Méconnu, quel avenir se réserve le tourisme des origines marocain ? La vigueur  avec laquelle la directrice de l’ONMT France assure que les nouvelles générations de MRE, nées sur le sol français, n’ont aucune spécificité (voire article précédent) porte à croire qu’en France, personne ne veut reconnaître ou entretenir ce type de tourisme. L’ONMT fait écho au fait qu’en France, une politique multiculturaliste à l’image de l’Allemagne, n’a jamais été menée, quoi qu’ait voulu croire le président français Nicolas Sarkozy.

Désintérêt des opérateurs touristiques

La république, telle que les dirigeants français l’on conçue jusqu’ici, a toujours exigé que n’apparaissent, dans l’espace public, que des individus, des citoyens, mais aucune communauté. Comme le rappelle le rapport du Haut conseil à l’intégration, «La France sait-elle encore intégrer les immigrés?».Il est malaisé, de revendiquer des origines étrangères sans être immédiatement taxé de communautariste surtout si l’on prétend, du même coup, entretenir un entre soi avec ceux qui ont les mêmes origines.

Le Maroc, étant donné l’attention qu’il porte à sa diaspora, pourrait être plus actif. L’intérêt économique de cette forme de tourisme, proportionnel à la masse de la diaspora marocaine dans le monde, pourrait être une source particulière de motivation. Cependant, le succès de la destination Maroc auprès des Européens en général et des Français en particuliers est déjà si fort – 3, 88 millions de visiteurs européens en 2010 – qu’il ne l’incite pas à faire des efforts particuliers à destination des MRE.

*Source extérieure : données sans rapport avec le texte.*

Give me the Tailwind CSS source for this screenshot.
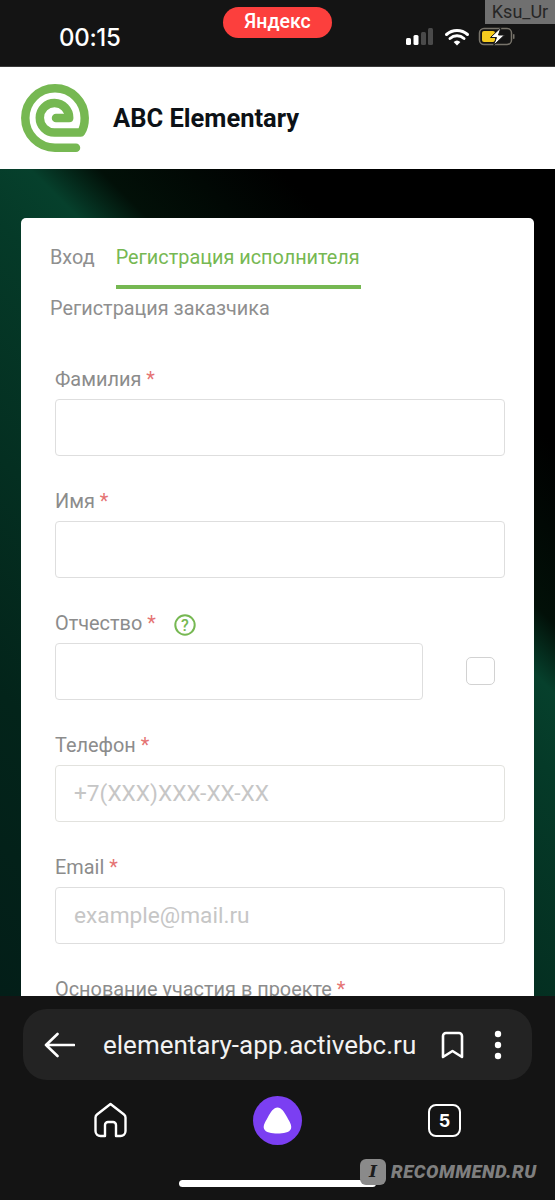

Là se situe peut être toute la spécificité du tourisme des origines tel qu’il est vécu par les MRE. La sur-représentation du Maroc dans les destinations touristiques, indépendamment de toute recherche identitaire, ajouté à l’interdiction très française des communautés, mêle indistinctement tourisme de loisir et tourisme des origines.